Depth of field: The small-sensor difference

by Stephen Shankland

Having struggled on many occasions to explain the difference between cameras sensors the size of a full frame of 35mm film and the vastly more common smaller sensors, I thought I'd point readers toward this lucid explanation of one aspect by Canon tech guru Chuck Westfall in his October column with the Digital Journalist. One reason you might want to pay attention: the vast majority of digital SLRs use smaller sensors than film SLRs, though Canon and Nikon have some high-end exceptions.

Westfall details in his article how depth of field changes in relation to sensor size. I'm drawing attention to the issue as an excuse to explain why a common practice in the camera business raises my hackles.

An illustration of the smaller field of view common to digital SLRs.

(Credit: CNET News.com)

But first, the background. Depth of field describes how much of an image will be in focus--for example, if you're focusing on a subject's eyes, will the tip of the nose and the back of the ears also be sharp? Sometimes photographers want a deep depth of field, as in landscapes with an interesting foreground and background, but sometimes not, as in portraits where a shallow depth of field makes the background recede into a distraction-free blur.

Depth of field is a function of a lens' focal length and aperture settings and of the distance of the subject from the lens, Westfall explains. That's old hat to those familiar with photography. But the new era of smaller sensors, such the Canon's APS-C size and Nikon's DX, has added a new wrinkle because lenses behave differently with smaller sensors.

The smaller sensors crop off the outer portion of an image that would be recorded on a larger full-frame sensor. Suppose you and your pal both want to photograph a car with your SLRs equipped with 50mm lenses, but you have a small-frame camera and your pal has a full-frame camera. Your friend will be able to fit the whole car in the frame at a certain distance, but you'll have to step farther back to get a wide-enough field of view.

Because of that behavior difference, it's common to describe lenses on smaller-frame cameras in terms of their equivalent performance on a full-frame camera--a "50mm-equivalent" lens is a 30mm lens on a Canon Rebel XTi, a 33mm lens on Nikon D40x and a 25mm lens on an Olympus E-3. So Canon's small-frame SLRs have a 1.6x focal length equivalence, Nikon is 1.5x and Olympus is 2.0x.

But here's what gets my goat about the "equivalent" term: there's more to the equation than just field of view.

Increasing your distance from the car, or using a zoom lens to select a wider-angle focal length so you don't have to step back, also increases the depth of field. Other things change when you step back, too, including what exactly is visible in the background and the magnitude of the foreshortening effect that makes backgrounds appear closer when using telephoto lenses.

A more extreme illustration of the depth-of-field issue comes with compact cameras or mobile phones. With their even smaller image sensors, it's easy to get plenty of depth of field but hard to blur out distracting backgrounds when desired.

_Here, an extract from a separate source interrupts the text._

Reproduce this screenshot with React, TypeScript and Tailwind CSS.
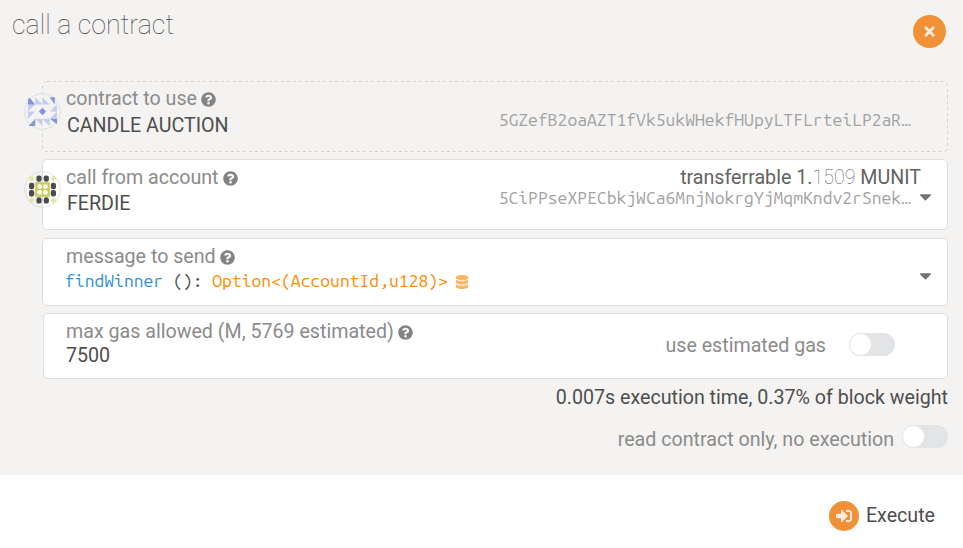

The camera industry has faced changes like this before, during moves from large-format to medium-format to 35mm film. There's no new standard size for smaller sensors in SLRs, much less swarms of compact models and cell phones, so 35mm is likely to live on as a reference point even if it fades as a format from most of the market.

I don't see an easy solution to this lens nomenclature problem, though.

Some advocate using the term "field-of-view crop factor" rather than focal length equivalence factor (it's the same actual number, happily). That term is more accurate, but people are accustomed to describing lenses in terms of focal length, not field of view, so I'm not optimistic.

I suspect we're mostly stuck with focal-length equivalence, which is workable if not perfect. But do me a favor and realize that it's just not fully equivalent.

Stephen Shankland writes about a wide range of technology and products, but has a particular focus on browsers and digital photography. He joined CNET News in 1998 and since then also has covered Google, Yahoo, servers, supercomputing, Linux and open-source software, and science. E-mail Stephen, or follow him on Twitter at http://www.twitter.com/stshank.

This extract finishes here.